──────── Dataset excerpt
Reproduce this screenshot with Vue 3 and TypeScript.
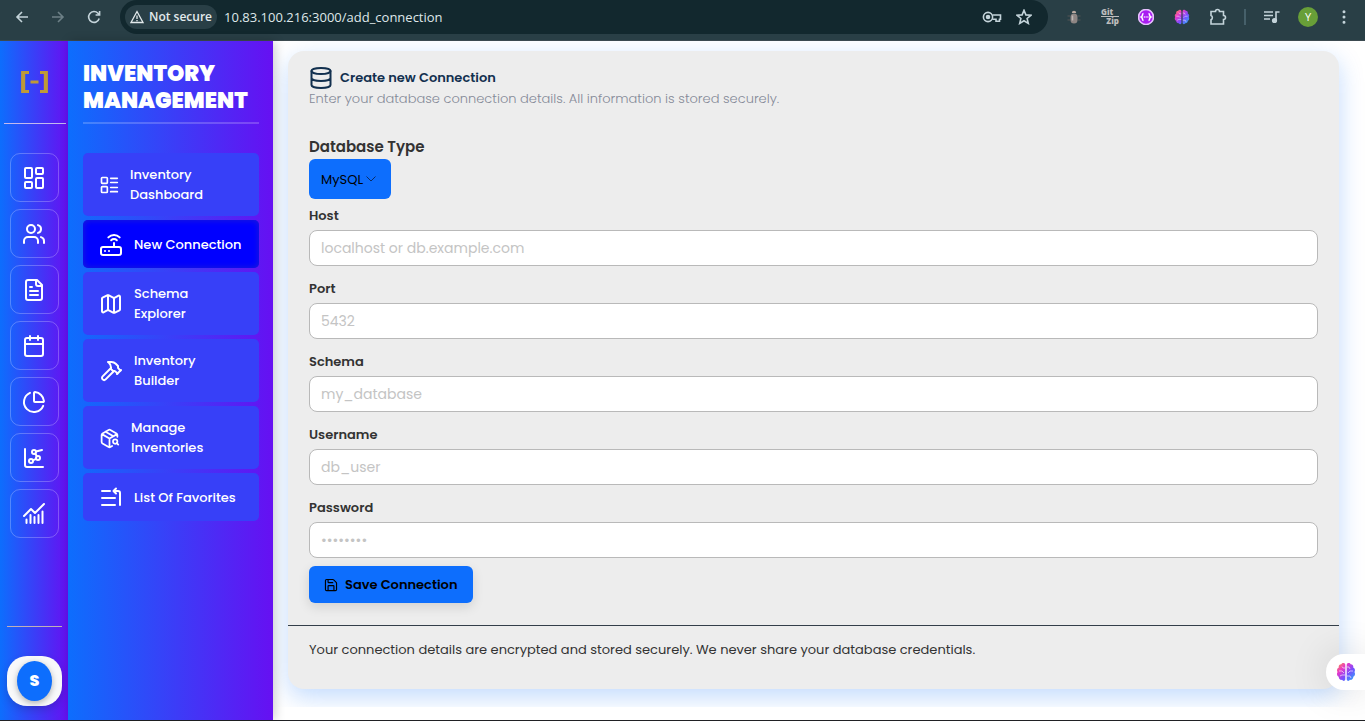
<script setup lang="ts">
import { ref } from 'vue'

interface NavItem {
  lines: string[]
  icon: string
  size: number
  active?: boolean
}

interface Field {
  id: string
  label: string
  placeholder: string
  type: string
}

const address = ref('10.83.100.216:3000/add_connection')
const dbType = ref('MySQL')

const rail: { label: string; icon: string }[] = [
  {
    label: 'Dashboard',
    icon: '<rect x="3" y="2" width="7" height="10" rx="1"/><rect x="14" y="2" width="7" height="6" rx="1"/><rect x="14" y="12" width="7" height="10" rx="1"/><rect x="3" y="16" width="7" height="6" rx="1"/>',
  },
  {
    label: 'Users',
    icon: '<path d="M16 21v-2a4 4 0 0 0-4-4H6a4 4 0 0 0-4 4v2"/><circle cx="9" cy="7" r="4"/><path d="M22 21v-2a4 4 0 0 0-3-3.87M16 3.13a4 4 0 0 1 0 7.75"/>',
  },
  {
    label: 'Documents',
    icon: '<path d="M15 2H6a2 2 0 0 0-2 2v16a2 2 0 0 0 2 2h12a2 2 0 0 0 2-2V7Z"/><path d="M14 2v4a2 2 0 0 0 2 2h4M10 9H8M16 13H8M16 17H8"/>',
  },
  {
    label: 'Calendar',
    icon: '<rect x="3" y="4" width="18" height="18" rx="2"/><path d="M16 2v4M8 2v4M3 10h18"/>',
  },
  {
    label: 'Reports',
    icon: '<path d="M21 12c.55 0 1-.45.95-1a10 10 0 0 0-8.95-8.95c-.55-.05-1 .4-1 .95v8a1 1 0 0 0 1 1z"/><path d="M21.2 15.9A10 10 0 1 1 8 2.83"/>',
  },
  {
    label: 'Network chart',
    icon: '<path d="M3 3v16a2 2 0 0 0 2 2h16"/><circle cx="12" cy="6" r="2"/><circle cx="16" cy="12" r="2"/><circle cx="9" cy="15" r="2"/><path d="m14 5.500 6-1.500M13.200 7.600l1.700 2.700M10.900 14.300l3.200-1.400"/>',
  },
  {
    label: 'Analytics',
    icon: '<path d="m2 14 7-7 4 4 9-9M4.500 21v-3.500M8.500 21v-8M12.500 21v-6M16.500 21v-8M20.500 21V9.500"/>',
  },
]

const nav: NavItem[] = [
  {
    lines: ['Inventory', 'Dashboard'],
    size: 20,
    icon: '<rect x="3" y="3" width="7" height="7" rx="1"/><rect x="3" y="14" width="7" height="7" rx="1"/><path d="M14 4h8M14 9h8M14 15h8M14 20h8"/>',
  },
  {
    lines: ['New Connection'],
    size: 24,
    active: true,
    icon: '<rect x="2" y="14" width="20" height="8" rx="2"/><path d="M6 18h.01M10 18h.01M15 10v4M17.84 7.17a4 4 0 0 0-5.66 0M20.66 4.34a8 8 0 0 0-11.31 0"/>',
  },
  {
    lines: ['Schema', 'Explorer'],
    size: 24,
    icon: '<path d="M14.1 5.55a2 2 0 0 0 1.8 0l3.65-1.83A1 1 0 0 1 21 4.62v12.76a1 1 0 0 1-.55.9l-4.55 2.27a2 2 0 0 1-1.8 0l-4.2-2.1a2 2 0 0 0-1.8 0l-3.65 1.83A1 1 0 0 1 3 19.38V6.62a1 1 0 0 1 .55-.9l4.55-2.27a2 2 0 0 1 1.8 0zM15 5.76v15M9 3.24v15"/>',
  },
  {
    lines: ['Inventory', 'Builder'],
    size: 24,
    icon: '<path d="m15 12-8.37 8.37a1 1 0 1 1-3-3L12 9"/><path d="m18 15 4-4"/><path d="m21.5 11.5-1.91-1.91A2 2 0 0 1 19 8.17V7l-2.26-2.26a6 6 0 0 0-4.2-1.76L9 2.96l.92.82A6.18 6.18 0 0 1 12 8.4V10l2 2h1.17a2 2 0 0 1 1.42.59L18.5 14.5"/>',
  },
  {
    lines: ['Manage', 'Inventories'],
    size: 21,
    icon: '<path d="M21 10V8a2 2 0 0 0-1-1.73l-7-4a2 2 0 0 0-2 0l-7 4A2 2 0 0 0 3 8v8a2 2 0 0 0 1 1.73l7 4a2 2 0 0 0 2 0l2-1.14M7.5 4.27l9 5.15M3.29 7 12 12l8.71-5M12 22V12"/><circle cx="18.5" cy="15.5" r="2.5"/><path d="M20.27 17.27 22 19"/>',
  },
  {
    lines: ['List Of Favorites'],
    size: 24,
    icon: '<path d="M3 5h8M3 12h13M3 19h13M21 19V7a2 2 0 0 0-2-2h-4M17 2.500l-2.500 2.500 2.500 2.500"/>',
  },
]

const fields: Field[] = [
  { id: 'host', label: 'Host', placeholder: 'localhost or db.example.com', type: 'text' },
  { id: 'port', label: 'Port', placeholder: '5432', type: 'text' },
  { id: 'schema', label: 'Schema', placeholder: 'my_database', type: 'text' },
  { id: 'username', label: 'Username', placeholder: 'db_user', type: 'text' },
  { id: 'password', label: 'Password', placeholder: '••••••••', type: 'password' },
]
</script>

<template>
  <div class="window">
    <svg class="defs" width="0" height="0" aria-hidden="true">
      <defs>
        <linearGradient id="brainFill" x1="0" y1="0" x2="1" y2="1">
          <stop offset="0" stop-color="#ff9a3c" />
          <stop offset="0.3" stop-color="#e838c8" />
          <stop offset="0.6" stop-color="#7a4dff" />
          <stop offset="1" stop-color="#22b4f5" />
        </linearGradient>
        <symbol id="brain" viewBox="0 0 20 20">
          <path
            fill="url(#brainFill)"
            d="M9.300 2.500C8.600.6 6 .6 5.300 2.300 3.300 2.300 2.300 4 2.800 5.600 1 6.500.5 8.500 1.500 10 .4 11.800 1 14 2.700 14.700 2.600 17 4.500 18.200 6 17.800 7 19.500 9 19.200 9.300 17.500Zm1.400 0C11.400.6 14 .6 14.700 2.300 16.700 2.300 17.700 4 17.200 5.600 19 6.500 19.500 8.500 18.500 10 19.600 11.800 19 14 17.300 14.700 17.400 17 15.500 18.200 14 17.800 13 19.500 11 19.200 10.700 17.500Z"
          />
          <path
            fill="none"
            stroke="#fff"
            stroke-opacity="0.6"
            stroke-width="1"
            d="M9 6H7L6 4.500M3 9h3l2 2M4 14l2-1h3M11 5h2l1 2M17 9h-3l-2 2M11 14h3l1 2"
          />
        </symbol>
      </defs>
    </svg>

    <header class="chrome">
      <button class="tool" aria-label="Back">
        <svg width="16" height="16" viewBox="0 0 16 16"><path d="M14 8H3M8 3 3 8l5 5" /></svg>
      </button>
      <button class="tool dim" aria-label="Forward">
        <svg width="16" height="16" viewBox="0 0 16 16"><path d="M2 8h11M8 3l5 5-5 5" /></svg>
      </button>
      <button class="tool" aria-label="Reload">
        <svg width="16" height="16" viewBox="0 0 16 16">
          <path d="M13.200 9.500A5.400 5.400 0 1 1 12 4.300l1.500 1.500M13.600 2v4H9.600" />
        </svg>
      </button>
      <div class="omnibox">
        <button class="insecure">
          <svg width="14" height="14" viewBox="0 0 14 14"><path d="M7 1.500 13 12.500H1ZM7 5.500v3.500M7 10v1.200" /></svg>
          Not secure
        </button>
        <input v-model="address" class="address" type="text" aria-label="Address" spellcheck="false" />
        <button class="tool" aria-label="Passwords">
          <svg width="20" height="14" viewBox="0 0 20 14">
            <circle cx="6" cy="7" r="4.600" />
            <circle cx="6" cy="7" r="1.500" fill="currentColor" />
            <path d="M10.500 5H18.500v4.200h-1v2h-3.500v-2h-3.700" />
          </svg>
        </button>
        <button class="tool" aria-label="Bookmark">
          <svg width="16" height="16" viewBox="0 0 16 16">
            <path d="m8 1.300 1.900 4.600 5 .4-3.800 3.200 1.200 4.900L8 11.800l-4.300 2.600 1.200-4.900L1.100 6.300l5-.4Z" />
          </svg>
        </button>
      </div>
      <div class="extensions">
        <button class="tool ext" aria-label="Debugger">
          <svg width="16" height="16" viewBox="0 0 16 16" class="solid">
            <path d="M5.800 4a2.200 2.200 0 0 1 4.400 0Z" fill="#b9a9a0" />
            <rect x="4.500" y="4.500" width="7" height="10" rx="3.500" fill="#8d8583" />
            <path d="M6.500 6.500v5" stroke="#bdb7b4" stroke-width="1.500" />
            <path d="M4 7H1.500M4 11H1.500M12 7h2.500M12 11h2.500" stroke="#454d50" />
          </svg>
        </button>
        <button class="gitzip" aria-label="GitZip"><span>Git</span><span class="zip">Zip</span></button>
        <button class="tool ext" aria-label="Code helper">
          <svg width="16" height="16" viewBox="0 0 16 16" class="solid">
            <circle cx="8" cy="8" r="7.500" fill="#a91df2" stroke="#e7c0ff" />
            <path
              d="M5.500 4.500C4 4.500 4.800 7.500 3.300 8 4.800 8.500 4 11.500 5.500 11.500M10.500 4.500C12 4.500 11.200 7.500 12.700 8 11.200 8.500 12 11.500 10.500 11.500M5.800 8h1M7.600 8h1M9.400 8h1"
              fill="none"
              stroke="#fff"
            />
          </svg>
        </button>
        <button class="tool ext" aria-label="Brain assistant">
          <svg width="16" height="16" class="solid"><use href="#brain" /></svg>
        </button>
        <button class="tool ext" aria-label="Extensions">
          <svg width="18" height="18" viewBox="0 0 18 18">
            <path d="M2 3.500h4.500a2 2 0 0 1 4 0h4V7.500a2 2 0 0 1 0 4v4.500H2v-4.200a2.300 2.300 0 0 0 0-4.200Z" />
          </svg>
        </button>
      </div>
      <div class="browser-menu">
        <span class="bar"></span>
        <button class="tool" aria-label="Media">
          <svg width="18" height="16" viewBox="0 0 18 16">
            <path d="M1 3h9M1 6.500h9M1 10h6M13 11.500V3h3.500" />
            <circle cx="11.500" cy="11.500" r="1.800" fill="currentColor" />
          </svg>
        </button>
        <button class="profile" aria-label="Profile">Y</button>
        <button class="tool more" aria-label="Menu">
          <svg width="4" height="16" viewBox="0 0 4 16" class="solid">
            <path
              fill="currentColor"
              d="M2 1.200a1.500 1.500 0 1 1 0 3 1.500 1.500 0 0 1 0-3Zm0 5.300a1.500 1.500 0 1 1 0 3 1.500 1.500 0 0 1 0-3Zm0 5.300a1.500 1.500 0 1 1 0 3 1.500 1.500 0 0 1 0-3Z"
            />
          </svg>
        </button>
      </div>
    </header>

    <div class="app">
      <nav class="rail" aria-label="Modules">
        <div class="logo">
          <svg width="30" height="22" viewBox="0 0 30 22" aria-hidden="true">
            <path d="M9 1.500H3v19h6M20 1.500h6v19h-6" fill="none" stroke="#bf9a38" stroke-width="3" />
            <path d="M3.200 0v22M25.800 0v22" stroke="#bf9a38" stroke-width="4" />
            <path d="M10.500 11h8" stroke="#bf9a38" stroke-width="3" />
          </svg>
        </div>
        <div class="rail-items">
          <button v-for="item in rail" :key="item.label" class="rail-btn" :aria-label="item.label">
            <svg class="line" width="24" height="24" viewBox="0 0 24 24" v-html="item.icon"></svg>
          </button>
        </div>
        <div class="account">
          <button class="avatar" aria-label="Account"><span>S</span></button>
        </div>
      </nav>

      <aside class="sidebar">
        <h1>INVENTORY MANAGEMENT</h1>
        <nav class="menu" aria-label="Inventory">
          <a v-for="item in nav" :key="item.icon" href="#" class="menu-item" :class="{ active: item.active }">
            <svg class="line" :width="item.size" :height="item.size" viewBox="0 0 24 24" v-html="item.icon"></svg>
            <span><span v-for="line in item.lines" :key="line" class="menu-line">{{ line }}</span></span>
          </a>
        </nav>
      </aside>

      <main class="main">
        <section class="card">
          <form class="form" @submit.prevent>
            <div class="title">
              <svg class="line" width="24" height="24" viewBox="0 0 24 24">
                <ellipse cx="12" cy="5" rx="9.500" ry="3" />
                <path d="M2.500 5v14c0 1.700 4.300 3 9.500 3s9.500-1.300 9.500-3V5M2.500 12c0 1.700 4.300 3 9.500 3s9.500-1.300 9.500-3" />
              </svg>
              <h2>Create new Connection</h2>
            </div>
            <p class="subtitle">Enter your database connection details. All information is stored securely.</p>

            <label class="type-label" for="dbtype">Database Type</label>
            <div class="select">
              <select id="dbtype" v-model="dbType">
                <option>MySQL</option>
              </select>
              <svg width="10" height="6" viewBox="0 0 10 6" aria-hidden="true"><path d="m.5.5 4.500 4.500L9.500.5" /></svg>
            </div>

            <div class="fields">
              <div v-for="field in fields" :key="field.id" class="field">
                <label :for="field.id">{{ field.label }}</label>
                <input :id="field.id" :type="field.type" :placeholder="field.placeholder" />
              </div>
            </div>

            <button type="submit" class="save">
              <svg class="line" width="14" height="14" viewBox="0 0 24 24">
                <path
                  d="M15.200 2.500a2 2 0 0 1 1.400.6l4.300 4.300a2 2 0 0 1 .6 1.400V19.500a2 2 0 0 1-2 2h-15a2 2 0 0 1-2-2v-15a2 2 0 0 1 2-2zM17 21.500V14a1 1 0 0 0-1-1H8a1 1 0 0 0-1 1v7.500M7 2.500V7a1 1 0 0 0 1 1h7"
                />
              </svg>
              Save Connection
            </button>
          </form>
          <footer class="note">
            Your connection details are encrypted and stored securely. We never share your database credentials.
          </footer>
        </section>
      </main>
    </div>

    <button class="assistant" aria-label="Open assistant">
      <svg width="20" height="20"><use href="#brain" /></svg>
    </button>
  </div>
</template>

<style>
body {
  margin: 0;
  background: #fff;
}
</style>

<style scoped>
* {
  box-sizing: border-box;
}

.window {
  display: flex;
  flex-direction: column;
  min-height: 100vh;
  border-bottom: 1px solid #202124;
  font-family: Poppins, Inter, 'Open Sans', sans-serif;
  font-size: 13px;
  color: #333;
}

button,
input,
select {
  font-family: inherit;
}

button {
  margin: 0;
  padding: 0;
  border: 0;
  background: none;
  color: inherit;
}

h1,
h2,
p {
  margin: 0;
}

.defs {
  position: absolute;
}

.line {
  flex: none;
  fill: none;
  stroke: currentColor;
  stroke-width: 2;
  stroke-linecap: round;
  stroke-linejoin: round;
}

.chrome {
  display: flex;
  align-items: center;
  height: 41px;
  padding: 0 19px 7px 14px;
  gap: 20px;
  background: #293f46;
  border-bottom: 1px solid #3c4a50;
  color: #c4d4da;
  font-family: 'Open Sans', sans-serif;
}

.tool {
  display: flex;
  justify-content: center;
}

.ext {
  width: 18px;
}

.tool svg {
  fill: none;
  stroke: currentColor;
  stroke-width: 1.600;
}

.tool svg.solid {
  stroke: none;
}

.dim {
  color: #6d8087;
}

.omnibox {
  display: flex;
  flex: 1;
  align-items: center;
  gap: 14px;
  height: 34px;
  margin-left: -2px;
  padding: 0 16px 0 5px;
  border-radius: 17px;
  background: #12282e;
}

.insecure {
  display: flex;
  flex: none;
  align-items: center;
  gap: 5px;
  height: 24px;
  padding: 0 5px;
  border-radius: 12px;
  background: #293f46;
  color: #e3eaec;
  font-size: 12px;
  font-weight: 600;
}

.insecure svg {
  fill: none;
  stroke: currentColor;
  stroke-width: 1.300;
}

.address {
  flex: 1;
  min-width: 0;
  margin-left: -7px;
  padding: 0;
  border: 0;
  outline: 0;
  background: none;
  color: #dfe7e9;
  font-size: 13px;
}

.extensions {
  display: flex;
  align-items: center;
  gap: 18px;
  margin: 0 -3px;
}

.gitzip {
  display: flex;
  flex-direction: column;
  width: 18px;
  color: #bcbcbc;
  font-size: 8px;
  font-weight: 800;
  line-height: 8px;
  text-align: left;
}

.zip {
  border-top: 1px solid #bcbcbc;
  text-align: right;
}

.browser-menu {
  display: flex;
  align-items: center;
  gap: 17px;
}

.bar {
  width: 2px;
  height: 16px;
  background: #46606a;
}

.profile {
  width: 20px;
  height: 20px;
  border-radius: 50%;
  background: #689f38;
  color: #fff;
  font-size: 11px;
}

.more {
  margin-left: 7px;
}

.app {
  display: flex;
  flex: 1;
}

.rail {
  display: flex;
  flex: none;
  flex-direction: column;
  width: 68px;
  background: linear-gradient(90deg, #0d6efd, #6610f2);
  color: #fff;
}

.logo {
  display: flex;
  align-items: center;
  justify-content: center;
  height: 83px;
  margin: 0 2px 0 4px;
  border-bottom: 1px solid #c3b9ee;
}

.rail-items {
  display: flex;
  flex-direction: column;
  align-items: center;
  gap: 7px;
  padding-top: 29px;
}

.rail-btn {
  display: flex;
  align-items: center;
  justify-content: center;
  width: 49px;
  height: 49px;
  border: 1px solid rgba(255, 255, 255, 0.25);
  border-radius: 10px;
}

.account {
  margin: auto 6px 14px 7px;
  padding-top: 29px;
  border-top: 1px solid #bfb0b8;
}

.avatar {
  display: flex;
  align-items: center;
  justify-content: center;
  width: 100%;
  height: 50px;
  border-radius: 20px;
  background: #f8f9fa;
  box-shadow: 0 4px 8px rgba(0, 0, 0, 0.15);
}

.avatar span {
  width: 35px;
  height: 40px;
  border-radius: 50%;
  background: #0d6efd;
  box-shadow: 0 2px 6px rgba(0, 0, 0, 0.3);
  color: #fff;
  font-size: 16px;
  font-weight: 800;
  line-height: 40px;
}

.sidebar {
  flex: none;
  width: 205px;
  padding: 19px 14px 0 15px;
  background: linear-gradient(90deg, #0d6efd, #6610f2);
  box-shadow: 2px 0 10px rgba(0, 0, 0, 0.2);
  color: #fff;
}

h1 {
  padding-bottom: 8px;
  border-bottom: 2px solid rgba(255, 255, 255, 0.2);
  font-size: 22px;
  font-weight: 900;
  line-height: 27px;
}

.menu {
  display: flex;
  flex-direction: column;
  gap: 4px;
  margin-top: 29px;
}

.menu-item {
  display: flex;
  align-items: center;
  gap: 11px;
  min-height: 48px;
  padding: 12px 16px 11px;
  border-radius: 5px;
  background: #3740f8;
  color: #fff;
  font-size: 13px;
  font-weight: 500;
  line-height: 20px;
  text-decoration: none;
  white-space: nowrap;
}

.menu-item.active {
  background: #00f;
  box-shadow: inset 0 0 6px #2020d0;
}

.menu-line {
  display: block;
}

.main {
  flex: 1;
  min-width: 0;
  margin-bottom: 13px;
  padding: 10px 26px 18px 15px;
  overflow: hidden;
}

.card {
  border-radius: 16px;
  background: #ededed;
  box-shadow: 0 8px 24px rgba(13, 110, 253, 0.25);
}

.form {
  padding: 15px 21px 22px;
}

.title {
  display: flex;
  align-items: center;
  gap: 7px;
  height: 23px;
  color: #12304f;
}

h2 {
  font-size: 13px;
  font-weight: 600;
}

.subtitle {
  color: #858a98;
  font-weight: 300;
  line-height: 20px;
}

.type-label {
  display: block;
  margin-top: 28px;
  font-size: 15px;
  font-weight: 600;
  line-height: 20px;
}

.select {
  display: grid;
  align-items: center;
  width: 82px;
  margin-top: 2px;
}

.select select,
.select svg {
  grid-area: 1 / 1;
}

.select select {
  width: 100%;
  height: 40px;
  padding: 0 12px;
  border: 0;
  border-radius: 6px;
  appearance: none;
  background: #0d6efd;
  color: #000;
  font-size: 13px;
}

.select svg {
  justify-self: end;
  margin-right: 15px;
  fill: none;
  stroke: #0a2c66;
  pointer-events: none;
}

.fields {
  display: grid;
  gap: 13px;
  margin-top: 7px;
}

.field label {
  display: block;
  margin-bottom: 4px;
  font-weight: 600;
  line-height: 20px;
}

.field input {
  display: block;
  width: 100%;
  height: 36px;
  padding: 0 11px;
  border: 1px solid #b9b9b9;
  border-radius: 8px;
  background: #fff;
  color: #333;
  font-size: 14px;
}

.field input::placeholder {
  color: #c4c4c4;
}

.save {
  display: flex;
  align-items: center;
  gap: 7px;
  height: 37px;
  margin-top: 8px;
  padding: 0 15px;
  border-radius: 6px;
  background: #0d6efd;
  box-shadow: 0 4px 12px rgba(0, 0, 0, 0.12);
  color: #000;
  font-size: 13px;
  font-weight: 600;
}

.note {
  padding: 14px 21px 29px;
  border-top: 1px solid #343f4a;
  line-height: 20px;
}

.assistant {
  position: fixed;
  right: 0;
  bottom: 31px;
  display: flex;
  align-items: center;
  width: 39px;
  height: 36px;
  padding-left: 10px;
  border-radius: 18px 0 0 18px;
  background: #fff;
  box-shadow: 0 0 40px rgba(0, 0, 0, 0.14);
}
</style>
────────────────
* What is asked:
Please extract exactly the lines of the data, from the first through the line containing "const dbType = ref('MySQL')", and add no pictures to the copy.

* The completed task:
Reproduce this screenshot with Vue 3 and TypeScript.
<script setup lang="ts">
import { ref } from 'vue'

interface NavItem {
  lines: string[]
  icon: string
  size: number
  active?: boolean
}

interface Field {
  id: string
  label: string
  placeholder: string
  type: string
}

const address = ref('10.83.100.216:3000/add_connection')
const dbType = ref('MySQL')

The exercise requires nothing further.